• COLLECTED MATERIAL:
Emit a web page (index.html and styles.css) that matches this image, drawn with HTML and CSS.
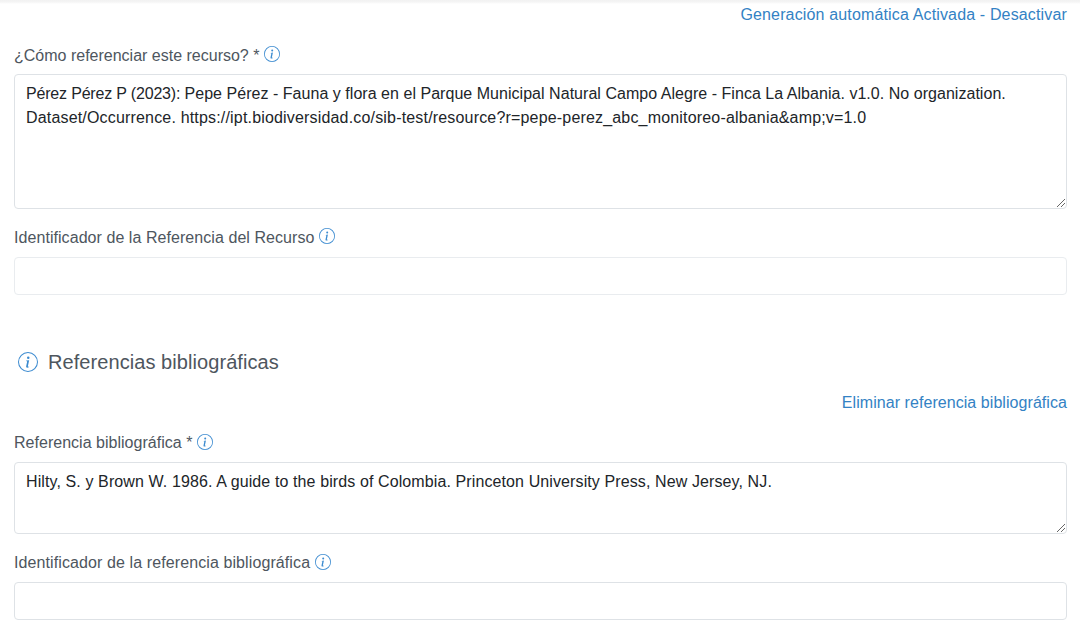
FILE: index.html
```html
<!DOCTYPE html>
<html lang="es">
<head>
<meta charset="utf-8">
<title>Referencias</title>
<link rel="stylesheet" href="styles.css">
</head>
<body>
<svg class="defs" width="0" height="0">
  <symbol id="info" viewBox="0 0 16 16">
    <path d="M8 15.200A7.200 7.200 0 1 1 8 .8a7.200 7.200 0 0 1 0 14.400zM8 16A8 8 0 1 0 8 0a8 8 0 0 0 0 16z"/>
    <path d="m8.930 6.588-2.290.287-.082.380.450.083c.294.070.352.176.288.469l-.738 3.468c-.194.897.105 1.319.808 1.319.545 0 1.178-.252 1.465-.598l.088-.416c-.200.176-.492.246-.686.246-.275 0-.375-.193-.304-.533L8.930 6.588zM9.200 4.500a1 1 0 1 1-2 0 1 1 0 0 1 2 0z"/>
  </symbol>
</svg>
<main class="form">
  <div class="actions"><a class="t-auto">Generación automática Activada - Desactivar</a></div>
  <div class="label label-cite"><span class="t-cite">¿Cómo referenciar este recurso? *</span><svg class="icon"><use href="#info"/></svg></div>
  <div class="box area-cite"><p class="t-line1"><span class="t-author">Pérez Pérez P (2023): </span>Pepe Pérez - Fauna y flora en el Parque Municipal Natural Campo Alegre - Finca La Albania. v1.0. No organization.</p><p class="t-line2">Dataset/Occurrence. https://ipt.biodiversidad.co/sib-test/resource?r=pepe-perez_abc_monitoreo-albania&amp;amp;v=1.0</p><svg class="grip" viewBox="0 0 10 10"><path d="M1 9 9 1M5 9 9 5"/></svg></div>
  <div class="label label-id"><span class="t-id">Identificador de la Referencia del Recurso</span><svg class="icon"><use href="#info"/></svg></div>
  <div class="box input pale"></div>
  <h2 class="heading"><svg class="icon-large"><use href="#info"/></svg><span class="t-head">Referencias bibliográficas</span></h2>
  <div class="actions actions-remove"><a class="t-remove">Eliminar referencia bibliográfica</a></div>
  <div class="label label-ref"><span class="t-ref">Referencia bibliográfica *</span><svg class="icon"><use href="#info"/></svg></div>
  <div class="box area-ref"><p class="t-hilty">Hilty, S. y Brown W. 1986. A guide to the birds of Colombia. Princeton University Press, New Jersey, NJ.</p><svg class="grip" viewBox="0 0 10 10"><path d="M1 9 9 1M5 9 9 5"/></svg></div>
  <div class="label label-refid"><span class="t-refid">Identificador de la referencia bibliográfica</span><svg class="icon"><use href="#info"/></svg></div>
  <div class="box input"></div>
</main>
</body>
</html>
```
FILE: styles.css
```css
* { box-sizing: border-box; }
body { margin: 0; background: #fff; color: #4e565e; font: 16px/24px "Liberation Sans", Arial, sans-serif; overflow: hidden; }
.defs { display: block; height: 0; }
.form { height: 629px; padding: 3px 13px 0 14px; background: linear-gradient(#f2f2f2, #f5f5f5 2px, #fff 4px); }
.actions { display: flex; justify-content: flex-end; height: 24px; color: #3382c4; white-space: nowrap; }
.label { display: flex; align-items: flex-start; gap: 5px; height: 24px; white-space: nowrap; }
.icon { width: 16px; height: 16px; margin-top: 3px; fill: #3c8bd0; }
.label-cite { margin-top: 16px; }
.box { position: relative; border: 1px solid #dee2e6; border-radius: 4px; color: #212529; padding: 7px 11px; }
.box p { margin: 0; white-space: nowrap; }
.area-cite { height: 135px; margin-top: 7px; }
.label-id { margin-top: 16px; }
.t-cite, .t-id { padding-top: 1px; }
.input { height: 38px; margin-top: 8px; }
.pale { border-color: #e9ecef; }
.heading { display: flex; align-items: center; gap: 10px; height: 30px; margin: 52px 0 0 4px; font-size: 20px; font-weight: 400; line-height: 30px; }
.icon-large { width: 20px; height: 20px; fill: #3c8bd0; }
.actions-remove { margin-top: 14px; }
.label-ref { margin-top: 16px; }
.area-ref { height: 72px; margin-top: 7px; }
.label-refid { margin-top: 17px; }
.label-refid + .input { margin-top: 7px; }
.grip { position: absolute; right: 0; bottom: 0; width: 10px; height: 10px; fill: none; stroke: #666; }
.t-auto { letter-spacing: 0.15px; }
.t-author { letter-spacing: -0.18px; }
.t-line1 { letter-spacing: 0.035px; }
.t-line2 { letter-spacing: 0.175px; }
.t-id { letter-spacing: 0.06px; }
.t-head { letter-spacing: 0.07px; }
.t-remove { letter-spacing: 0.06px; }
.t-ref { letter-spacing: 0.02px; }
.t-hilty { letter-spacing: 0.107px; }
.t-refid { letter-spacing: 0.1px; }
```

• WHAT YOU ARE ASKED TO DO:
Without including any pictures, print all of the material exactly as given.

• SOLVED PROBLEM:
Emit a web page (index.html and styles.css) that matches this image, drawn with HTML and CSS.
FILE: index.html
```html
<!DOCTYPE html>
<html lang="es">
<head>
<meta charset="utf-8">
<title>Referencias</title>
<link rel="stylesheet" href="styles.css">
</head>
<body>
<svg class="defs" width="0" height="0">
  <symbol id="info" viewBox="0 0 16 16">
    <path d="M8 15.200A7.200 7.200 0 1 1 8 .8a7.200 7.200 0 0 1 0 14.400zM8 16A8 8 0 1 0 8 0a8 8 0 0 0 0 16z"/>
    <path d="m8.930 6.588-2.290.287-.082.380.450.083c.294.070.352.176.288.469l-.738 3.468c-.194.897.105 1.319.808 1.319.545 0 1.178-.252 1.465-.598l.088-.416c-.200.176-.492.246-.686.246-.275 0-.375-.193-.304-.533L8.930 6.588zM9.200 4.500a1 1 0 1 1-2 0 1 1 0 0 1 2 0z"/>
  </symbol>
</svg>
<main class="form">
  <div class="actions"><a class="t-auto">Generación automática Activada - Desactivar</a></div>
  <div class="label label-cite"><span class="t-cite">¿Cómo referenciar este recurso? *</span><svg class="icon"><use href="#info"/></svg></div>
  <div class="box area-cite"><p class="t-line1"><span class="t-author">Pérez Pérez P (2023): </span>Pepe Pérez - Fauna y flora en el Parque Municipal Natural Campo Alegre - Finca La Albania. v1.0. No organization.</p><p class="t-line2">Dataset/Occurrence. https://ipt.biodiversidad.co/sib-test/resource?r=pepe-perez_abc_monitoreo-albania&amp;amp;v=1.0</p><svg class="grip" viewBox="0 0 10 10"><path d="M1 9 9 1M5 9 9 5"/></svg></div>
  <div class="label label-id"><span class="t-id">Identificador de la Referencia del Recurso</span><svg class="icon"><use href="#info"/></svg></div>
  <div class="box input pale"></div>
  <h2 class="heading"><svg class="icon-large"><use href="#info"/></svg><span class="t-head">Referencias bibliográficas</span></h2>
  <div class="actions actions-remove"><a class="t-remove">Eliminar referencia bibliográfica</a></div>
  <div class="label label-ref"><span class="t-ref">Referencia bibliográfica *</span><svg class="icon"><use href="#info"/></svg></div>
  <div class="box area-ref"><p class="t-hilty">Hilty, S. y Brown W. 1986. A guide to the birds of Colombia. Princeton University Press, New Jersey, NJ.</p><svg class="grip" viewBox="0 0 10 10"><path d="M1 9 9 1M5 9 9 5"/></svg></div>
  <div class="label label-refid"><span class="t-refid">Identificador de la referencia bibliográfica</span><svg class="icon"><use href="#info"/></svg></div>
  <div class="box input"></div>
</main>
</body>
</html>
```
FILE: styles.css
```css
* { box-sizing: border-box; }
body { margin: 0; background: #fff; color: #4e565e; font: 16px/24px "Liberation Sans", Arial, sans-serif; overflow: hidden; }
.defs { display: block; height: 0; }
.form { height: 629px; padding: 3px 13px 0 14px; background: linear-gradient(#f2f2f2, #f5f5f5 2px, #fff 4px); }
.actions { display: flex; justify-content: flex-end; height: 24px; color: #3382c4; white-space: nowrap; }
.label { display: flex; align-items: flex-start; gap: 5px; height: 24px; white-space: nowrap; }
.icon { width: 16px; height: 16px; margin-top: 3px; fill: #3c8bd0; }
.label-cite { margin-top: 16px; }
.box { position: relative; border: 1px solid #dee2e6; border-radius: 4px; color: #212529; padding: 7px 11px; }
.box p { margin: 0; white-space: nowrap; }
.area-cite { height: 135px; margin-top: 7px; }
.label-id { margin-top: 16px; }
.t-cite, .t-id { padding-top: 1px; }
.input { height: 38px; margin-top: 8px; }
.pale { border-color: #e9ecef; }
.heading { display: flex; align-items: center; gap: 10px; height: 30px; margin: 52px 0 0 4px; font-size: 20px; font-weight: 400; line-height: 30px; }
.icon-large { width: 20px; height: 20px; fill: #3c8bd0; }
.actions-remove { margin-top: 14px; }
.label-ref { margin-top: 16px; }
.area-ref { height: 72px; margin-top: 7px; }
.label-refid { margin-top: 17px; }
.label-refid + .input { margin-top: 7px; }
.grip { position: absolute; right: 0; bottom: 0; width: 10px; height: 10px; fill: none; stroke: #666; }
.t-auto { letter-spacing: 0.15px; }
.t-author { letter-spacing: -0.18px; }
.t-line1 { letter-spacing: 0.035px; }
.t-line2 { letter-spacing: 0.175px; }
.t-id { letter-spacing: 0.06px; }
.t-head { letter-spacing: 0.07px; }
.t-remove { letter-spacing: 0.06px; }
.t-ref { letter-spacing: 0.02px; }
.t-hilty { letter-spacing: 0.107px; }
.t-refid { letter-spacing: 0.1px; }
```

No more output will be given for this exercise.